Return to the source? By all means, as long as you proceed with extreme caution. An encounter with an utopiec – the ghost of a drowned man – or any other water demon, even the most alluring, is a far from pleasant experience. According to numerous folk legends, a source of spring water can lead you to the source of serious trouble…

I live in the city, but our house is next to the forest, and it so happens that our nearest local intake of Oligocene water is – untypically – in that forest. ‘Water intake’ is an official term – it sounds technical and makes one think of the subjugation of nature: ‘taking something in’ is like capturing or imprisoning it.
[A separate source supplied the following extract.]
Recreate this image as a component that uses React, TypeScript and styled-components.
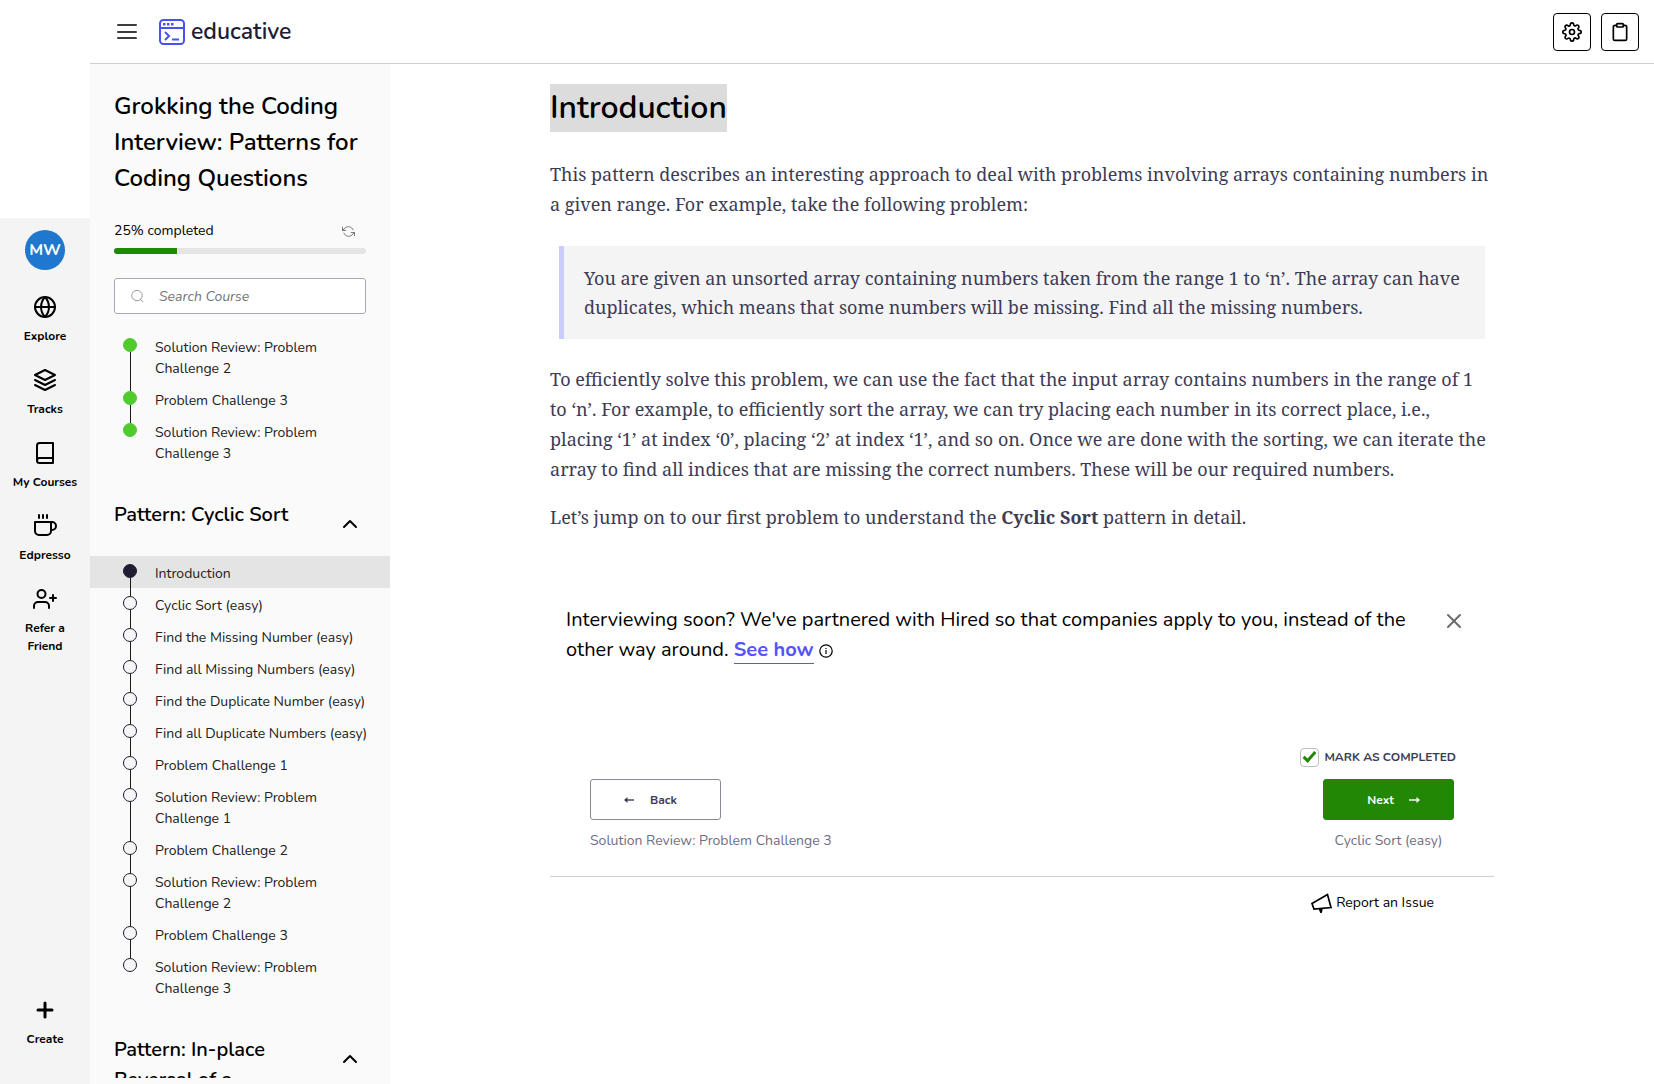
import React from "react";
import styled, { createGlobalStyle } from "styled-components";
import {
  FiGlobe,
  FiLayers,
  FiBook,
  FiCoffee,
  FiUserPlus,
  FiPlus,
  FiSettings,
  FiClipboard,
  FiX,
  FiChevronUp,
  FiRefreshCcw,
} from "react-icons/fi";

const sans = `Nunito, Lato, "Noto Sans", sans-serif`;
const serif = `"Noto Serif", "Liberation Serif", serif`;

const GlobalStyle = createGlobalStyle`
  *, *::before, *::after { box-sizing: border-box; }
  body { margin: 0; background: #fff; color: #000; font-family: ${sans}; }
  h1, h2, p, ul, blockquote { margin: 0; padding: 0; }
  ul { list-style: none; }
  a { color: inherit; text-decoration: none; }
  button { font-family: inherit; color: inherit; cursor: pointer; padding: 0; border: 0; background: none; }
  svg { display: block; flex: none; }
`;

const Shell = styled.div`
  display: flex;
  height: 100vh;
`;

const Rail = styled.nav`
  flex: 0 0 90px;
  display: flex;
  flex-direction: column;
  align-items: center;
  gap: 23px;
  margin-top: 218px;
  padding: 12px 8px 36px;
  background: #f4f4f4;
`;

const Avatar = styled.button`
  display: flex;
  align-items: center;
  justify-content: center;
  width: 40px;
  height: 40px;
  margin-bottom: 2px;
  border-radius: 50%;
  background: #1f78ce;
  color: #fff;
  font-size: 16px;
  font-weight: 700;
`;

const RailLink = styled.a<{ $last?: boolean }>`
  display: flex;
  flex-direction: column;
  align-items: center;
  gap: 8px;
  margin-top: ${(p) => (p.$last ? "auto" : "0")};
  font-size: 12px;
  line-height: 18px;
  font-weight: 700;
  text-align: center;
`;

const RailText = styled.span`
  max-width: 74px;
`;

const Page = styled.div`
  flex: 1;
  min-width: 0;
  display: flex;
  flex-direction: column;
`;

const TopBar = styled.header`
  flex: 0 0 64px;
  display: flex;
  align-items: center;
  gap: 10px;
  padding: 0 15px 0 25px;
  border-bottom: 1px solid #d0d0d0;
`;

const MenuButton = styled.button`
  width: 24px;
  height: 24px;
`;

const Brand = styled.a`
  display: flex;
  align-items: center;
  gap: 6px;
  margin: 0 auto 0 10px;
  color: #1e1d33;
  font-size: 23px;
  line-height: 28px;
  font-weight: 600;
`;

const SquareButton = styled.button`
  display: flex;
  align-items: center;
  justify-content: center;
  width: 38px;
  height: 38px;
  border: 1px solid #000;
  border-radius: 4px;
`;

const Body = styled.div`
  flex: 1;
  min-height: 0;
  display: flex;
`;

const Sidebar = styled.aside`
  flex: 0 0 300px;
  display: flex;
  flex-direction: column;
  padding: 24px 0 6px;
  background: #fafafa;
`;

const CourseHead = styled.div`
  flex: none;
  padding: 0 24px 16px;
`;

const CourseTitle = styled.h2`
  font-size: 24px;
  line-height: 36px;
  font-weight: 600;
`;

const ProgressRow = styled.div`
  display: flex;
  align-items: center;
  justify-content: space-between;
  margin-top: 24px;
  padding-right: 11px;
  font-size: 14px;
  line-height: 22px;
`;

const ResetButton = styled.button`
  color: #5a5a5a;
`;

const ProgressTrack = styled.div`
  height: 6px;
  margin: 6px 0 24px;
  border-radius: 3px;
  background: #e4e4e4;
  overflow: hidden;
`;

const ProgressFill = styled.div`
  height: 100%;
  background: #218705;
`;

const SearchBox = styled.label`
  display: flex;
  align-items: center;
  gap: 15px;
  height: 36px;
  padding: 0 16px;
  border: 1px solid #a9a8b5;
  border-radius: 3px;
  background: #fff;
`;

const SearchInput = styled.input`
  flex: 1;
  min-width: 0;
  border: 0;
  outline: 0;
  padding: 0;
  background: none;
  font: italic 14px ${sans};
  &::placeholder { color: #757575; opacity: 1; }
`;

const Outline = styled.div`
  flex: 1;
  min-height: 0;
  overflow: hidden;
`;

const SectionHead = styled.div`
  display: flex;
  align-items: flex-start;
  justify-content: space-between;
  padding: 32px 28px 20px 24px;
`;

const SectionTitle = styled.h2`
  max-width: 200px;
  font-size: 20px;
  line-height: 30px;
  font-weight: 600;
`;

const FoldButton = styled.button`
  margin-top: 12px;
`;

type State = "done" | "current" | "open";
const dotFill: Record<State, string> = { done: "#50cb2d", current: "#1e1d33", open: "#f6f6f6" };

const Dot = styled.span<{ $state: State }>`
  flex: none;
  width: 14px;
  height: 14px;
  border: 1px solid ${(p) => (p.$state === "done" ? "#50cb2d" : "#1e1d33")};
  border-radius: 50%;
  background: ${(p) => dotFill[p.$state]};
`;

const Marker = styled.span`
  display: flex;
  flex-direction: column;
  align-items: center;
  width: 14px;
  margin: 1px 0 -12px;
`;

const Stem = styled.span`
  flex: 1;
  width: 2px;
  border-right: 1px solid #1b1b1b;
`;

const LessonLink = styled.a<{ $active: boolean }>`
  display: flex;
  gap: 18px;
  padding: 7px 12px 4px 33px;
  background: ${(p) => (p.$active ? "#e4e4e4" : "transparent")};
  color: #212121;
  font-size: 14px;
  line-height: 21px;
`;

const LessonText = styled.span`
  flex: 1;
`;

const Main = styled.main`
  flex: 1;
  min-width: 0;
  padding: 20px 24px;
  overflow: hidden;
`;

const Article = styled.article`
  max-width: 944px;
  margin: 0 auto;
`;

const PageTitle = styled.h1`
  margin-bottom: 27px;
  font-size: 32px;
  line-height: 48px;
  font-weight: 600;
  span { display: inline-block; background: #dcdcdc; }
`;

const Para = styled.p`
  margin-bottom: 18px;
  color: #3d3b54;
  font-family: ${serif};
  font-size: 18px;
  line-height: 30px;
`;

const Quote = styled.blockquote`
  margin: 27px 9px 25px;
  padding: 18px 20px 17px;
  border-left: 5px solid #cccbff;
  background: #f4f4f4;
  color: #3d3b54;
  font-family: ${serif};
  font-size: 18px;
  line-height: 29px;
`;

const Promo = styled.section`
  display: flex;
  align-items: flex-start;
  justify-content: space-between;
  margin-top: 73px;
  padding: 0 28px 0 16px;
  font-size: 20px;
  line-height: 30px;
`;

const PromoText = styled.p`
  flex: 0 1 864px;
`;

const PromoLink = styled.a`
  border-bottom: 1px solid #5553ff;
  color: #5553ff;
  font-weight: 700;
`;

const InlineIcon = styled.button`
  display: inline-block;
  vertical-align: -2px;
  margin-left: 5px;
`;

const CloseButton = styled.button`
  margin-top: 4px;
  color: #6a6a6a;
`;

const Pager = styled.section`
  display: flex;
  align-items: flex-end;
  justify-content: space-between;
  margin-top: 82px;
  padding: 0 38px 25px 40px;
  border-bottom: 1px solid #d0d0d0;
`;

const PagerSide = styled.div<{ $end?: boolean }>`
  display: flex;
  flex-direction: column;
  align-items: ${(p) => (p.$end ? "flex-end" : "flex-start")};
`;

const StepGroup = styled.div<{ $center?: boolean }>`
  display: flex;
  flex-direction: column;
  align-items: ${(p) => (p.$center ? "center" : "flex-start")};
  gap: 11px;
  margin-right: 2px;
  color: #6f6e80;
  font-size: 14px;
  line-height: 20px;
`;

const StepButton = styled.button<{ $primary?: boolean }>`
  display: flex;
  align-items: center;
  justify-content: center;
  gap: 15px;
  width: 131px;
  height: 41px;
  padding-right: ${(p) => (p.$primary ? "0" : "10px")};
  padding-left: ${(p) => (p.$primary ? "10px" : "0")};
  border: 1px solid ${(p) => (p.$primary ? "#218705" : "#8a899a")};
  border-radius: 3px;
  background: ${(p) => (p.$primary ? "#218705" : "#fff")};
  color: ${(p) => (p.$primary ? "#fff" : "#3d3b54")};
  font-size: 12px;
  font-weight: 700;
`;

const DoneLabel = styled.label`
  display: flex;
  align-items: center;
  gap: 5px;
  margin-bottom: 12px;
  color: #3d3b54;
  font-size: 12px;
  line-height: 20px;
  font-weight: 700;
  text-transform: uppercase;
`;

const DoneBox = styled.input`
  appearance: none;
  width: 19px;
  height: 19px;
  margin: 0;
  border: 1px solid #bdbdbd;
  border-radius: 4px;
  background: #fff;
  display: grid;
  place-items: center;
  &:checked::after {
    content: "";
    width: 7px;
    height: 13px;
    margin-top: -3px;
    border: solid #218705;
    border-width: 0 3px 3px 0;
    transform: rotate(42deg);
  }
`;

const ReportRow = styled.div`
  display: flex;
  justify-content: flex-end;
  padding: 15px 60px 0 0;
`;

const ReportButton = styled.button`
  display: flex;
  align-items: center;
  gap: 4px;
  font-size: 14px;
  line-height: 22px;
`;

const MenuIcon = () => (
  <svg width="24" height="24" viewBox="0 0 24 24" stroke="#3c3c3c" strokeWidth="2" strokeLinecap="round">
    <path d="M3 5h18M3 12h18M3 18h18" />
  </svg>
);

const LogoIcon = () => (
  <svg width="26" height="26" viewBox="0 0 26 26" fill="none" stroke="#4951f5" strokeWidth="2">
    <rect x="1" y="1" width="24" height="24" rx="3.500" />
    <path d="M1 9h24M6 13l4 4-4 4M13 20.500h7" />
    <path strokeWidth="2.500" d="M4 5.200h2.500M8 5.200h2.500M12 5.200h2.500" />
  </svg>
);

const SearchIcon = () => (
  <svg width="13" height="14" viewBox="0 0 13 14" fill="none" stroke="#9a9a9a">
    <circle cx="6" cy="6.500" r="5.200" />
    <path d="M9 10l3 3" />
  </svg>
);

const InfoIcon = () => (
  <svg width="14" height="14" viewBox="0 0 14 14" fill="none" stroke="#000" strokeWidth="1.200">
    <circle cx="7" cy="7" r="6.200" />
    <path d="M7 6v4M7 4v1" />
  </svg>
);

const ArrowIcon = ({ back }: { back?: boolean }) => (
  <svg width="11" height="8" viewBox="0 0 11 8" fill="none" stroke="currentColor" strokeWidth="1.400">
    {back ? (
      <>
        <path d="M1 4h9" />
        <path d="M0 4l3.500-3v6z" fill="currentColor" stroke="none" />
      </>
    ) : (
      <>
        <path d="M0 4h9" />
        <path d="M11 4L7.500 1v6z" fill="currentColor" stroke="none" />
      </>
    )}
  </svg>
);

const MegaphoneIcon = () => (
  <svg width="21" height="20" viewBox="0 0 21 20" fill="none" stroke="#000" strokeWidth="1.700">
    <path d="M1 10.500L16.500 1.500l3.500 13L3 16zM8.500 16l1.500 3.500 1-3.800" />
  </svg>
);

const railItems = [
  { label: "Explore", icon: FiGlobe },
  { label: "Tracks", icon: FiLayers },
  { label: "My Courses", icon: FiBook },
  { label: "Edpresso", icon: FiCoffee },
  { label: "Refer a Friend", icon: FiUserPlus },
];

const doneLessons = ["Solution Review: Problem Challenge 2", "Problem Challenge 3", "Solution Review: Problem Challenge 3"];

const cyclicLessons = [
  "Introduction",
  "Cyclic Sort (easy)",
  "Find the Missing Number (easy)",
  "Find all Missing Numbers (easy)",
  "Find the Duplicate Number (easy)",
  "Find all Duplicate Numbers (easy)",
  "Problem Challenge 1",
  "Solution Review: Problem Challenge 1",
  "Problem Challenge 2",
  "Solution Review: Problem Challenge 2",
  "Problem Challenge 3",
  "Solution Review: Problem Challenge 3",
];

const LessonList = ({ lessons, done }: { lessons: string[]; done?: boolean }) => (
  <ul>
    {lessons.map((name, i) => {
      const state: State = done ? "done" : i === 0 ? "current" : "open";
      return (
        <li key={name}>
          <LessonLink href="#" $active={state === "current"}>
            <Marker>
              <Dot $state={state} />
              {i < lessons.length - 1 && <Stem />}
            </Marker>
            <LessonText>{name}</LessonText>
          </LessonLink>
        </li>
      );
    })}
  </ul>
);

const Section = ({ title }: { title: string }) => (
  <SectionHead>
    <SectionTitle>{title}</SectionTitle>
    <FoldButton aria-label={`Collapse ${title}`}>
      <FiChevronUp size={24} />
    </FoldButton>
  </SectionHead>
);

export default function App() {
  const progress = 25;
  return (
    <>
      <GlobalStyle />
      <Shell>
        <Rail>
          <Avatar>MW</Avatar>
          {railItems.map(({ label, icon: Icon }) => (
            <RailLink href="#" key={label}>
              <Icon size={24} />
              <RailText>{label}</RailText>
            </RailLink>
          ))}
          <RailLink href="#" $last>
            <FiPlus size={24} strokeWidth={3} />
            <RailText>Create</RailText>
          </RailLink>
        </Rail>
        <Page>
          <TopBar>
            <MenuButton aria-label="Menu">
              <MenuIcon />
            </MenuButton>
            <Brand href="#">
              <LogoIcon />
              educative
            </Brand>
            <SquareButton aria-label="Settings">
              <FiSettings size={20} />
            </SquareButton>
            <SquareButton aria-label="Notes">
              <FiClipboard size={20} />
            </SquareButton>
          </TopBar>
          <Body>
            <Sidebar>
              <CourseHead>
                <CourseTitle>Grokking the Coding Interview: Patterns for Coding Questions</CourseTitle>
                <ProgressRow>
                  {progress}% completed
                  <ResetButton aria-label="Reset progress">
                    <FiRefreshCcw size={13} strokeWidth={1.5} />
                  </ResetButton>
                </ProgressRow>
                <ProgressTrack>
                  <ProgressFill style={{ width: `${progress}%` }} />
                </ProgressTrack>
                <SearchBox>
                  <SearchIcon />
                  <SearchInput placeholder="Search Course" aria-label="Search Course" />
                </SearchBox>
              </CourseHead>
              <Outline>
                <LessonList lessons={doneLessons} done />
                <Section title="Pattern: Cyclic Sort" />
                <LessonList lessons={cyclicLessons} />
                <Section title="Pattern: In-place Reversal of a" />
              </Outline>
            </Sidebar>
            <Main>
              <Article>
                <PageTitle>
                  <span>Introduction</span>
                </PageTitle>
                <Para>
                  This pattern describes an interesting approach to deal with problems involving arrays containing numbers in a
                  given range. For example, take the following problem:
                </Para>
                <Quote>
                  You are given an unsorted array containing numbers taken from the range 1 to ‘n’. The array can have duplicates,
                  which means that some numbers will be missing. Find all the missing numbers.
                </Quote>
                <Para>
                  To efficiently solve this problem, we can use the fact that the input array contains numbers in the range of 1 to
                  ‘n’. For example, to efficiently sort the array, we can try placing each number in its correct place, i.e.,
                  placing ‘1’ at index ‘0’, placing ‘2’ at index ‘1’, and so on. Once we are done with the sorting, we can iterate
                  the array to find all indices that are missing the correct numbers. These will be our required numbers.
                </Para>
                <Para>
                  Let’s jump on to our first problem to understand the <b>Cyclic Sort</b> pattern in detail.
                </Para>
                <Promo>
                  <PromoText>
                    Interviewing soon? We've partnered with Hired so that companies apply to you, instead of the other way around.{" "}
                    <PromoLink href="#">See how</PromoLink>
                    <InlineIcon aria-label="More information">
                      <InfoIcon />
                    </InlineIcon>
                  </PromoText>
                  <CloseButton aria-label="Dismiss">
                    <FiX size={24} />
                  </CloseButton>
                </Promo>
                <Pager>
                  <PagerSide>
                    <StepGroup>
                      <StepButton>
                        <ArrowIcon back />
                        Back
                      </StepButton>
                      Solution Review: Problem Challenge 3
                    </StepGroup>
                  </PagerSide>
                  <PagerSide $end>
                    <DoneLabel>
                      <DoneBox type="checkbox" defaultChecked />
                      Mark as completed
                    </DoneLabel>
                    <StepGroup $center>
                      <StepButton $primary>
                        Next
                        <ArrowIcon />
                      </StepButton>
                      Cyclic Sort (easy)
                    </StepGroup>
                  </PagerSide>
                </Pager>
                <ReportRow>
                  <ReportButton>
                    <MegaphoneIcon />
                    Report an Issue
                  </ReportButton>
                </ReportRow>
              </Article>
            </Main>
          </Body>
        </Page>
      </Shell>
    </>
  );
}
It doesn’t reflect the ancient symbolic significance of the source, and indeed, the site to which we make our pilgrimage through the woods to fetch spring water is known as ‘the source’. It is a source in the symbolic sense, even if the professionals call it an artesian well, and can tell us how our water comes from in between layers of glauconite rock millions of years old, dating back to the Oligocene era. Say what you like, the soul has no concept of an artesian well, but it knows what a source is.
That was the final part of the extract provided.